Corona Call (4): Unjum Mirza: «Die ‹Tube› ist voll von Niedriglöhnern»

Nr. 4 –

«Mit der Pandemie hat sich so ziemlich alles verändert. Ich bin seit zwanzig Jahren U-Bahn-Fahrer in London, seit fünf Jahren auf der Victoria Line, die von Brixton im Süden nach Walthamstow im Nordosten fährt. So wenige Fahrgäste wie während der Pandemie hatte die U-Bahn wohl zuletzt im 19. Jahrhundert.

Allerdings ist die heutige Situation eine andere als zu Beginn der Krise. Im ersten Lockdown nahm fast niemand mehr die ‹Tube›, die Zahl der Passagiere war um etwa 95 Prozent eingebrochen. Heute wird die U-Bahn wieder deutlich stärker genutzt, auch wenn es höchstens ein Fünftel des Normalbetriebs ist. Das ist sehr beunruhigend angesichts der hohen Fallzahlen in London und wenn man bedenkt, dass die neue Virusvariante viel ansteckender ist als die alte.
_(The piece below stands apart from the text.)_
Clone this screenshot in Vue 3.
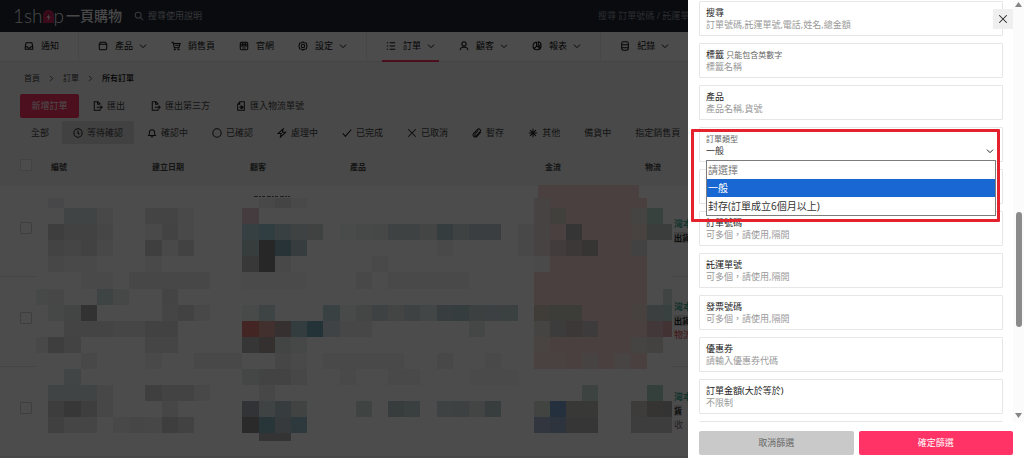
<script setup>
import { ref } from 'vue'

const icons = {
  inbox: 'M5 4h14l2 10v6H3v-6zM3 14h5l2 3h4l2-3h5',
  box: 'M3 8h18v10a3 3 0 0 1-3 3H6a3 3 0 0 1-3-3zM3 8l3-5h12l3 5M9 3h6',
  cart: 'M1 3h4l3 13h11l3-10H6M10 10h9M8 20h2v1H8zM17 20h2v1h-2z',
  store: 'M6 3h12a3 3 0 0 1 3 3v12a3 3 0 0 1-3 3H6a3 3 0 0 1-3-3V6a3 3 0 0 1 3-3zM3 12h18M9 3v8M15 3v8M3 8h18M8 17h8',
  gear: 'M12 2l3 2 5 1 1 5 1 2-1 2-1 5-5 1-3 2-3-2-5-1-1-5-1-2 1-2 1-5 5-1zM12 8a4 4 0 1 0 0 8 4 4 0 0 0 0-8z',
  list: 'M9 4h13M9 12h13M9 20h13M2 4h3M2 12h3M2 20h3',
  user: 'M12 2a5 5 0 1 0 0 10 5 5 0 0 0 0-10zM3 22v-2a6 6 0 0 1 6-5h6a6 6 0 0 1 6 5v2',
  pie: 'M11 3a9 9 0 1 0 9 12l-9-2zM15 2a9 9 0 0 1 7 8h-7zM15 13l7 1-3 5zM11 13l-6 5',
  data: 'M8 2h8a4 4 0 0 1 4 4v12a4 4 0 0 1-4 4H8a4 4 0 0 1-4-4V6a4 4 0 0 1 4-4zM4 9h16M4 16h16',
  out: 'M17 8V7l-5-5H3v20h14v-3M11 2v6h6M9 15h13M18 11l4 4-4 4',
  into: 'M9 2H20v20H4V8zM9 2v6H4M8 15h8M12 11v8M13 11l4 4-4 4',
  clock: 'M12 2a10 10 0 1 0 0 20 10 10 0 0 0 0-20zM12 6v7l4 2',
  bell: 'M2 18h20M5 18l1-8a6 6 0 0 1 12 0l1 8M9 21h6',
  circle: 'M12 2a10 10 0 1 0 0 20 10 10 0 0 0 0-20z',
  bolt: 'M15 2L3 13h7L8 22 21 10h-8z',
  check: 'M2 13l6 7L22 4',
  cross: 'M3 3l18 18M21 3L3 21',
  clip: 'M21 10l-9 10a5 5 0 0 1-8-7L14 3a4 4 0 0 1 6 5l-9 10a2 2 0 0 1-4-3l8-9',
  star: 'M12 2v20M2 12h20M5 5l14 14M19 5L5 19',
  search: 'M10 3a7 7 0 1 0 0 14 7 7 0 0 0 0-14zM15 15l7 7',
  down: 'M3 8l9 9 9-9',
  right: 'M7 3l9 9-9 9',
}

const navGroups = [
  [{ label: '通知', icon: 'inbox' }],
  [
    { label: '產品', icon: 'box', menu: true },
    { label: '銷售頁', icon: 'cart' },
    { label: '官網', icon: 'store' },
    { label: '設定', icon: 'gear', menu: true },
  ],
  [
    { label: '訂單', icon: 'list', menu: true, active: true },
    { label: '顧客', icon: 'user', menu: true },
    { label: '報表', icon: 'pie', menu: true },
  ],
  [{ label: '紀錄', icon: 'data', menu: true }],
]

const actions = [
  { label: '匯出', icon: 'out' },
  { label: '匯出第三方', icon: 'out' },
  { label: '匯入物流單號', icon: 'into' },
]

const tabs = [
  { label: '全部' },
  { label: '等待確認', icon: 'clock', active: true },
  { label: '確認中', icon: 'bell' },
  { label: '已確認', icon: 'circle' },
  { label: '處理中', icon: 'bolt' },
  { label: '已完成', icon: 'check' },
  { label: '已取消', icon: 'cross' },
  { label: '暫存', icon: 'clip' },
  { label: '其他', icon: 'star' },
  { label: '備貨中' },
  { label: '指定銷售頁' },
]

const columns = ['編號', '建立日期', '顧客', '產品', '金流', '物流']
const orders = [
  { region: '灣本', tag: '出貨' },
  { region: '灣本', tag: '出貨', alert: '物流' },
  { region: '灣本', tag: '貨', note: '收' },
]

// Masked customer data, one entry per block: column, row, width, height, colour
const mosaic = `
30.25 -1.4 6.25 .8 f8d6d2|30 -.6 7 10.6 f8d6d2|30 -.6 1 3.6 f2e2df|30 3 1 1 fcf8f7
0 -.6 1 .6 eeeff6|1 0 2 1 d8e4e7|3 0 1 1 f2f2f2|6 0 2 1 e4e4e4|8 0 1 1 f4f4f4
0 1 1 1 cfcfcf|1 1 2 1 dedede|3 1 1 1 ebebeb|6 1 1 1 f6f6f6|7 1 1 1 e2e2e2|8 1 1 1 f4f4f4
0 2 1 1 e2e2e2|1 2 1 1 e6e6e6|2 2 1 1 dcdcdc|3 2 1 1 f0f0f0|6 2 1 1 d4d4d4|7 2 1 1 f4f4f4|8 2 1 1 dcdcdc
0 3 1 1 eeeeee|1 3 2 1 f6f6f6|6 3 1 1 f6f6f6|2 4 2 1 f6f6f6|5 4 5 1 efefef
-.75 5 .75 1 eef4f4|0 5 1 1 efefef|3 5 1 1 d0e0e2|4 5 1 1 e9f0ef|7 5 1 1 e4e4e4
0 6 1 1 e8f0ef|1 6 1 1 dfe8e8|2 6 1 1 a8a8a8|7 6 1 1 e6e6e6|8 6 1 1 dcdcdc|9 6 1 1 f0f0f0
1 7 3 1 e4e4e4|4 7 2 1 eaeaea|6 7 2 1 dcdcdc|-.75 8 .75 1 f2f2f2|0 8 1 1 d0d0d0|1 8 1 1 e0e0e0|6 8 2 1 e7e7e7
2 9 1 1 f2f2f2|6 9 1 1 f4f4f4|9 9 3 1 f2f2f2|1 10 1 1 dae6e8
0 11 3 1 d8e4e6|3 11 1 1 eeeeee|6 11 1 1 d2d2d2|7 11 2 1 e2e2e2|9 11 1 1 f0f0f0
0 12 1 1 cdcdcd|1 12 1 1 bababa|2 12 1 1 d0d0d0|3 12 1 1 eeeeee|7 12 1 1 e9e9e9
0 13 1 1 d8d8d8|1 13 2 1 e7e7e7|4 13 1 1 f2f2f2|5 13 1 1 e9e9e9|6 13 1 1 eeeeee|7 13 1 1 d0d0d0|8 13 1 1 dcdcdc
13 -.6 1 .6 f2f2f2|14 -.6 1 .6 e4e4e4|15 -.6 1 .6 f4f4f4|12 0 1 1 e8c8d6
12 1 1 1 b4d4dc|13 1 1 1 a6d0da|14 1 1 1 c0d8da|15 1 1 1 d0dcde|16 1 1 1 d8dede|18 1 1 1 f6f8f8|19 1 2 1 ecf3f1|20 1 1 1 e8f0ef|21 1 2 1 cfdcde|23 1 1 1 e0e6e6|24 1 1 1 b4cdd4|25 1 1 1 cfdee2|26 1 2 1 c2d0d7|29 1 1 1 f2f0f0
12 2 1 1 b8c8ce|13 2 1 2 828282|14 2 1 1 84acb8|15 2 1 1 b8ced2|24 2 1 1 f4f4f4|29 2 1 1 f2f2f2
12 3 1 1 bcbcbc|14 3 1 1 f2f2f2|20 3 1 1 f4f4f4|12 4 4 1 f7f7f7|19 4 1 1 f2f2f2|21 4 5 1 f6f6f6
12 6 1 1 f2f6f6|13 6 1 1 cfe0e0|17 6 1 1 c4dadd|18 6 1 1 f2f6f6|19 6 1 1 dfe9e7|20 6 1 1 d2dedf|21 6 1 1 e0e8e8|22 6 1 1 d2dedf|23 6 1 1 e2eae9|24 6 1 1 bccfd5|25 6 1 1 b4ccd0|26 6 1 1 c8d8da|27 6 1 1 ced8dc|28 6 1 1 c4dad8
12 7 1 1 e08078|13 7 1 1 dca09c|14 7 1 1 b8a0a2|15 7 1 1 aaccd4|16 7 1 1 7aaaba|17 7 1 1 d8e2e6|18 7 2 1 f2eeee|26 7 1 1 e6eeec
12 8 1 1 b4b4b4|13 8 1 1 b0a0a2|14 8 1 1 e0e6e8|15 8 1 1 e9eeef|14 9 1 1 e9e9e9|15 9 1 1 f4f4f4|17 9 5 1 f6f6f6|24 9 1 1 f2f2f2
12 10 1 1 e8eeec|13 10 2 1 e2e2e2|15 10 1 1 eeeeee|18 10 1 1 f4f4f4|21 10 2 1 f4f4f4|13 11 1 1 eeeeee
12 12 1 1 a4acba|13 12 1 1 d8e0e2|14 12 1 1 b8ced2|15 12 1 1 dadcdc|19 12 1 1 d4e2dc|21 12 1 1 bac8ce|22 12 1 1 c4d2d6|24 12 1 1 d0dedc|25 12 1 1 cddbdd|26 12 1 1 e2e8e8|27 12 1 1 bccdd1
12 13 1 1 8e8e8e|13 13 1 1 88b4be|14 13 1 1 b4c4c8|15 13 1 1 98c0c8|13 14 2 .5 b0b0b0
31 0 1 1 dcd6cc|36 0 1 1 e8e4e2|37 0 1 1 b8dcd4|32 1 1 1 b4b2b2|36 1 1 1 f2deda|37 1 1.57 1 c6c8c8
31 2 1 1 dcc8c8|32 2 1 1 ccbcbc|33 2 1 1 b4b2ae|36 2 1 1 dedede|38 5 .57 1 d8e8e4
30 6 1 1 d8c8bc|31 6 2 1 c8ccbe|36 6 1 1 eedcd8|37 6 1 1 c8d2d2|38 6 .57 1 bcd8d6
30 7 1 1 ebe3e2|31 7 1 1 ccc8c8|32 7 1 1 ccbcbc|33 7 1 1 cec6c5|37 7 1 1 dcbcc0|38 7 .57 1 dca8aa
30 8 1 1 f4e0dc|36 8 1 1 ece4e2|37 8 1 1 e0dcd9|30 9 2 1 f4dcd8|33 9 1 1 eee2df|35 9 1 1 f0e4e2|27 9 1 1 f4f4f4|26 10 3 1 f7f7f7
33 11 1 1 c8e2da|37 11 1 1 acd6ca|30 12 1 1 dce4de|31 12 1 1 7ca2d0|32 12 2 1 bcbcb9|36 12 1 1 ccc8c4|37 12 1 1 b6b0ac|38 12 .57 1 b0acac
30 13 1 1 a8b6cf|31 13 1 1 9cb0cc|32 13 2 1 b6b6b6|36 13 2.57 1 cdcdcd`
  .trim()
  .split(/[|\n]/)
  .map((entry) => {
    const [x, y, w, h, color] = entry.split(' ')
    return { x, y, w, h, fill: '#' + color }
  })

const orderType = ref('normal')
const options = [
  { value: '', label: '請選擇' },
  { value: 'normal', label: '一般' },
  { value: 'archived', label: '封存(訂單成立6個月以上)' },
]

const fields = [
  { id: 'keyword', label: '搜尋', hint: '訂單號碼,託運單號,電話,姓名,總金額' },
  { id: 'tag', label: '標籤', extra: '只能包含英數字', hint: '標籤名稱' },
  { id: 'product', label: '產品', hint: '產品名稱,貨號' },
  { id: 'type', kind: 'select', label: '訂單類型' },
  { id: 'blank', kind: 'blank' },
  { id: 'order-no', label: '訂單號碼', hint: '可多個，請使用,隔開' },
  { id: 'ship-no', label: '託運單號', hint: '可多個，請使用,隔開' },
  { id: 'invoice', label: '發票號碼', hint: '可多個，請使用,隔開' },
  { id: 'coupon', label: '優惠券', hint: '請輸入優惠券代碼' },
  { id: 'amount', label: '訂單金額(大於等於)', hint: '不限制' },
  { id: 'rest', kind: 'blank' },
]
</script>

<template>
  <div class="app" lang="zh-Hant-TW">
    <div class="page">
      <header class="topbar">
        <a class="brand" href="#">
          <span class="latin">1sh</span>
          <svg class="bag" viewBox="0 0 12 15">
            <path d="M0 15V7l1-4 3-2h4l3 2 1 4v8z" fill="#c8265a" />
            <path d="M4 4h4M3 7l6-1" stroke="#7b1d3e" stroke-width="1" />
            <path d="M7 5L4 9h2l-1 4 3-5H6z" fill="#fff" />
          </svg>
          <span class="latin">p</span>
          <span class="brand-name">一頁購物</span>
        </a>
        <label class="help">
          <svg class="icon" viewBox="0 0 24 24"><path :d="icons.search" /></svg>
          <input type="text" placeholder="搜尋使用說明" aria-label="搜尋使用說明" />
        </label>
        <input class="order-search" type="text" placeholder="搜尋 訂單號碼 / 託運單號" aria-label="搜尋訂單" />
      </header>

      <nav class="nav">
        <div v-for="(group, g) in navGroups" :key="g" class="group">
          <a v-for="item in group" :key="item.label" href="#" class="nav-item" :class="{ active: item.active }">
            <svg class="icon" viewBox="0 0 24 24"><path :d="icons[item.icon]" /></svg>
            <span>{{ item.label }}</span>
            <svg v-if="item.menu" class="icon caret" viewBox="0 0 24 24"><path :d="icons.down" /></svg>
          </a>
        </div>
      </nav>

      <main>
        <div class="crumbs">
          <a href="#">首頁</a>
          <svg class="icon chev" viewBox="0 0 24 24"><path :d="icons.right" /></svg>
          <a href="#">訂單</a>
          <svg class="icon chev" viewBox="0 0 24 24"><path :d="icons.right" /></svg>
          <strong>所有訂單</strong>
        </div>

        <div class="actions">
          <button type="button" class="primary">新增訂單</button>
          <button v-for="a in actions" :key="a.label" type="button" class="plain">
            <svg class="icon" viewBox="0 0 24 24"><path :d="icons[a.icon]" /></svg>
            {{ a.label }}
          </button>
        </div>

        <div class="tabs">
          <button v-for="t in tabs" :key="t.label" type="button" class="plain" :class="{ active: t.active }">
            <svg v-if="t.icon" class="icon" viewBox="0 0 24 24"><path :d="icons[t.icon]" /></svg>
            {{ t.label }}
          </button>
        </div>

        <div class="table-wrap">
          <table>
            <thead>
              <tr>
                <th class="pick"><input type="checkbox" aria-label="全選" /></th>
                <th v-for="(c, i) in columns" :key="c" :class="'col' + i">{{ c }}</th>
              </tr>
            </thead>
            <tbody>
              <tr v-for="(o, i) in orders" :key="i">
                <td class="pick"><input type="checkbox" aria-label="選取訂單" /></td>
                <td></td>
                <td></td>
                <td></td>
                <td></td>
                <td></td>
                <td class="ship">
                  <div class="region">{{ o.region }}</div>
                  <div><span class="tag">{{ o.tag }}</span></div>
                  <div v-if="o.alert" class="alert">{{ o.alert }}</div>
                  <div v-if="o.note" class="note">{{ o.note }}</div>
                </td>
              </tr>
            </tbody>
          </table>
          <svg class="mosaic" viewBox="0 0 636 265" aria-hidden="true">
            <rect width="636" height="265" fill="#fff" />
            <g transform="translate(12.3 22) scale(16.18 16.1)" shape-rendering="crispEdges">
              <rect v-for="(m, i) in mosaic" :key="i" :x="m.x" :y="m.y" :width="m.w" :height="m.h" :fill="m.fill" />
            </g>
            <path d="M218 10.500h36" stroke="#666" stroke-dasharray="4 1 2 1 3 2" />
          </svg>
        </div>
      </main>
    </div>

    <div class="backdrop"></div>

    <aside class="drawer">
      <div class="scroll">
        <form class="fields">
          <div v-for="f in fields" :key="f.id" class="field">
            <template v-if="f.kind === 'select'">
              <label class="small" :for="f.id">{{ f.label }}</label>
              <select :id="f.id" v-model="orderType">
                <option v-for="o in options" :key="o.value" :value="o.value">{{ o.label }}</option>
              </select>
              <svg class="icon select-caret" viewBox="0 0 24 24"><path :d="icons.down" /></svg>
              <ul class="menu" role="listbox" aria-label="訂單類型">
                <li
                  v-for="o in options"
                  :key="o.value"
                  role="option"
                  :aria-selected="o.value === orderType"
                  :class="{ chosen: o.value === orderType, empty: !o.value }"
                  @click="orderType = o.value"
                >
                  {{ o.label }}
                </li>
              </ul>
              <div class="marker"></div>
            </template>
            <template v-else-if="!f.kind">
              <label :for="f.id">{{ f.label }} <small v-if="f.extra">{{ f.extra }}</small></label>
              <input :id="f.id" type="text" :placeholder="f.hint" />
            </template>
          </div>
        </form>
        <div class="bar" aria-hidden="true">
          <svg viewBox="0 0 7 5"><path d="M3.500 0L7 5H0z" /></svg>
          <div class="track"><span class="thumb"></span></div>
          <svg viewBox="0 0 7 5"><path d="M0 0h7L3.500 5z" /></svg>
        </div>
      </div>
      <footer>
        <button type="button" class="cancel">取消篩選</button>
        <button type="button" class="confirm">確定篩選</button>
      </footer>
      <button type="button" class="close" aria-label="關閉">
        <svg class="icon" viewBox="0 0 24 24"><path :d="icons.cross" /></svg>
      </button>
    </aside>
  </div>
</template>

<style>
body {
  margin: 0;
  overflow: hidden;
}
</style>

<style scoped>
.app,
.app * {
  box-sizing: border-box;
}
.app {
  position: relative;
  height: 100vh;
  overflow: hidden;
  font: 9px/14px "Noto Sans", "Noto Sans CJK TC", sans-serif;
  color: #444;
}
button,
input,
select {
  font: inherit;
  color: inherit;
  margin: 0;
  padding: 0;
  border: 0;
  background: none;
  outline: 0;
}
a {
  color: inherit;
  text-decoration: none;
}
.icon {
  width: 10px;
  height: 10px;
  flex: none;
  fill: none;
  stroke: currentColor;
  stroke-width: 2.5;
}
.page {
  min-height: 100%;
  background: #f5f5f5;
}
.topbar {
  display: flex;
  align-items: center;
  height: 32px;
  padding-left: 13px;
  background: #1e2535;
}
.brand {
  display: flex;
  align-items: center;
  width: 121px;
  color: #f0f0f0;
}
.latin {
  font: 300 19px/24px Lato, sans-serif;
}
.bag {
  width: 11px;
  height: 14px;
}
.brand-name {
  margin-left: 2px;
  font-size: 14px;
  font-weight: 500;
  line-height: 20px;
  white-space: nowrap;
}
.help {
  display: flex;
  align-items: center;
  gap: 4px;
  width: 464px;
  color: #bbb;
}
.help input,
.order-search {
  width: 120px;
}
.topbar input::placeholder {
  color: #b4b6ba;
}
.topbar .order-search::placeholder {
  color: #93969c;
}
.nav {
  display: flex;
  height: 30px;
  padding-left: 5px;
  background: #fff;
  border-bottom: 1px solid #e6e6e6;
}
.group {
  display: flex;
  gap: 16px;
  padding: 0 15px;
}
.group + .group {
  border-left: 1px solid #eee;
}
.nav-item {
  display: flex;
  align-items: center;
  gap: 7px;
  padding: 0 4px;
  border-bottom: 2px solid transparent;
  margin-bottom: -1px;
  color: #111;
  white-space: nowrap;
}
.nav-item.active {
  border-color: #ff3366;
}
.icon.caret {
  width: 8px;
  height: 8px;
  margin-left: -1px;
  stroke-width: 3;
}
.crumbs {
  display: flex;
  align-items: center;
  gap: 8px;
  height: 32px;
  padding-left: 24px;
  font-size: 8px;
}
.crumbs strong {
  font-weight: 500;
  color: #111;
}
.icon.chev {
  width: 7px;
  height: 7px;
  stroke-width: 3;
}
.actions,
.tabs {
  display: flex;
  gap: 2px;
  padding-left: 20px;
}
.primary {
  width: 59px;
  height: 24px;
  border-radius: 2px;
  background: #ff3366;
  color: #fff;
}
.plain {
  display: flex;
  align-items: center;
  gap: 4px;
  height: 24px;
  padding: 0 12px;
  white-space: nowrap;
}
.tabs {
  padding-top: 3px;
}
.tabs .plain {
  height: 23px;
  padding: 0 11px;
}
.plain .icon {
  color: #222;
}
.plain.active {
  border-radius: 2px;
  background: #dadada;
}
.table-wrap {
  position: relative;
}
table {
  width: 100%;
  table-layout: fixed;
  border-collapse: collapse;
}
th {
  height: 42px;
  padding: 3px 0 0;
  font-size: 8px;
  text-align: left;
  color: #444;
}
.pick {
  width: 51px;
  padding: 0 0 0 20px;
}
.col0 {
  width: 101px;
}
.col1 {
  width: 98px;
}
.col2 {
  width: 100px;
}
.col3 {
  width: 195px;
}
.col4 {
  width: 100px;
}
.pick input {
  display: block;
  appearance: none;
  width: 12px;
  height: 12px;
  border: 1px solid #ddd;
  border-radius: 1px;
  background: #fff;
}
td.pick input {
  margin-top: -6px;
  border-color: #d0d0d0;
}
tbody tr {
  height: 90px;
  background: #fff;
  border-bottom: 1px solid #e8e8e8;
}
td {
  padding: 0;
}
.ship {
  padding-left: 29px;
}
.region {
  font-weight: 700;
  color: #3cab90;
}
.tag {
  background: #ddd;
  color: #000;
  font-size: 8px;
  font-weight: 500;
}
.alert {
  color: #d8383c;
}
.note {
  color: #777;
}
.mosaic {
  position: absolute;
  top: 42px;
  left: 36px;
  width: 636px;
  height: 265px;
  overflow: visible;
}
.backdrop {
  position: absolute;
  inset: 0;
  background: rgba(0, 0, 0, 0.7);
}
.drawer {
  position: absolute;
  top: 0;
  right: 0;
  bottom: 0;
  display: flex;
  flex-direction: column;
  width: 336px;
  max-width: 100%;
  background: #fff;
}
.scroll {
  flex: 1;
  min-height: 0;
  display: flex;
  overflow: hidden;
}
.fields {
  flex: 1;
  display: flex;
  flex-direction: column;
  gap: 7px;
  padding: 1px 10px 0 11px;
}
.field {
  position: relative;
  flex: none;
  display: flex;
  flex-direction: column;
  min-height: 35px;
  padding: 4px 6px;
  border: 1px solid #e6e6e6;
  border-radius: 1px;
}
.field label {
  line-height: 13px;
  color: #222;
}
.field small,
.field .small {
  font-size: 8px;
  color: #666;
}
.field input,
.field select {
  width: 100%;
  height: 12px;
  line-height: 12px;
}
.field input::placeholder {
  color: #999;
  opacity: 1;
}
.field select {
  appearance: none;
  color: #333;
}
.select-caret {
  position: absolute;
  right: 8px;
  bottom: 6px;
  width: 8px;
  height: 8px;
  color: #222;
  stroke-width: 3;
}
.menu {
  position: absolute;
  z-index: 2;
  top: 32px;
  left: 6px;
  right: 6px;
  margin: 0;
  padding: 0;
  list-style: none;
  border: 1px solid #7c7c7c;
  background: #fff;
  font-size: 10px;
  line-height: 18px;
  color: #333;
}
.menu li {
  padding-left: 1px;
}
.menu .empty {
  color: #777;
}
.menu .chosen {
  background: #1967d2;
  color: #fff;
}
.marker {
  position: absolute;
  z-index: 3;
  top: 1px;
  left: -9px;
  right: 2px;
  height: 93px;
  border: 3px solid #e3222e;
  border-radius: 1px;
  pointer-events: none;
}
.bar {
  display: flex;
  flex-direction: column;
  align-items: center;
  width: 11px;
  padding: 2px 0 4px;
  background: #fbfbfb;
}
.bar svg {
  width: 7px;
  height: 5px;
  fill: #858585;
}
.track {
  flex: 1;
  display: grid;
  grid-template-rows: 205fr 115fr 86fr;
}
.thumb {
  grid-row: 2;
  width: 6px;
  border-radius: 3px;
  background: #8b8b8b;
}
footer {
  display: flex;
  gap: 5px;
  padding: 9px 11px 3px;
}
footer button {
  flex: 1;
  height: 24px;
  border-radius: 2px;
}
.cancel {
  background: #c9c9c9;
  color: #666;
}
.confirm {
  background: #ff3366;
  color: #fff;
}
.close {
  position: absolute;
  top: 9px;
  right: 11px;
  display: grid;
  place-items: center;
  width: 20px;
  height: 20px;
  background: #efefef;
  color: #222;
}
</style>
Wenn sich in der U-Bahn-Station Vauxhall am Montagmorgen die Türen öffnen, sprudeln aus jedem Zug Hunderte Bauarbeiter. Sie gehen trotz des Lockdowns zur Arbeit. Auch viele andere Strecken haben Knotenpunkte, an denen es morgens hektisch zu- und hergeht. Oft hört man das Argument, die Krise in London sei deshalb so gross, weil sich die Leute nicht an die Einschränkungen halten wollten. Das stimmt nicht. Vielmehr ist es so, dass die Regierung schlichtweg nicht genug finanzielle Hilfe bereitstellt, damit die Leute zu Hause bleiben können. Die ‹Tube› ist voll von Niedriglöhnern, die es sich nicht leisten können, nicht zur Arbeit zu gehen.

Vor einigen Wochen war es bitterkalt, und in den ersten paar Stunden meiner Frühschicht hatte ich praktisch nur Obdachlose als Passagiere. Sie fuhren die Victoria Line rauf und runter, um sich warm zu halten. Das sehe ich immer häufiger.

Die Sicherheit der Passagiere ist unsere erste Priorität. Seit Beginn der Pandemie versuchen wir Zugführerinnen und Zugführer, den Betrieb so coronatauglich wie möglich zu machen. Als die Londoner Transportbehörde im März ankündigte, als Notmassnahme vierzig U-Bahn-Stationen zu schliessen, dachten wir: Das ist doch völlig verkehrt. So bewirkt man bloss, dass andere Stationen überfüllt sind. Social Distancing funktioniert nur, wenn so viele Züge wie möglich fahren und gleichzeitig die Zahl der Passagiere gering gehalten wird. Auch auf Druck der Gewerkschaften wurde die Schliessung rasch rückgängig gemacht.

Wir versuchen, uns auch selbst zu schützen. Die Führerkabinen werden regelmässig gereinigt, nach jeder Fahrt wasche ich mir die Hände, in den Kantinen darf sich nur eine begrenzte Zahl von Leuten aufhalten. Auch in den Stationen bin ich vorsichtig. Wenn ich etwa an der Endstation Walthamstow ankomme, muss ich laut Fahrplan innerhalb von vier Minuten ans andere Ende des Zuges gehen, um ihn zurück nach Brixton zu fahren. Aber jetzt warte ich in meiner Kabine, bis das Perron leer ist, bevor ich mir auf der Toilette die Hände wasche, und erst dann geht es weiter. Wenn sich der Zug dadurch etwas verspätet, dann ist es eben so. Aber trotzdem sind viele meiner Kolleginnen und Kollegen an Covid-19 erkrankt – deutlich mehr als während der ersten Welle.

Ein Problem besteht darin, dass sich die sinkenden Passagierzahlen auf die Finanzen auswirken. Im Gegensatz zu vielen anderen Grossstädten finanziert sich der öffentliche Verkehr hier grösstenteils über Fahrkarten. Bislang konnten wir durch staatliche Rettungspakete über Wasser gehalten werden. Aber wir von der Gewerkschaft der Zugführerinnen und Zugführer befürchten, dass die Regierung die Krise nutzen wird, um Stellen abzubauen und schlechtere Arbeitsbedingungen durchzusetzen. Für diesen Fall bereiten wir uns bereits auf einen Streik vor: Wenn die Regierung irgendwas Krummes versucht, fährt in London keine U-Bahn mehr.»

Unjum Mirza (50) ist U-Bahn-Fahrer und Vertreter der Zugführergewerkschaft ASLEF für die Victoria Line.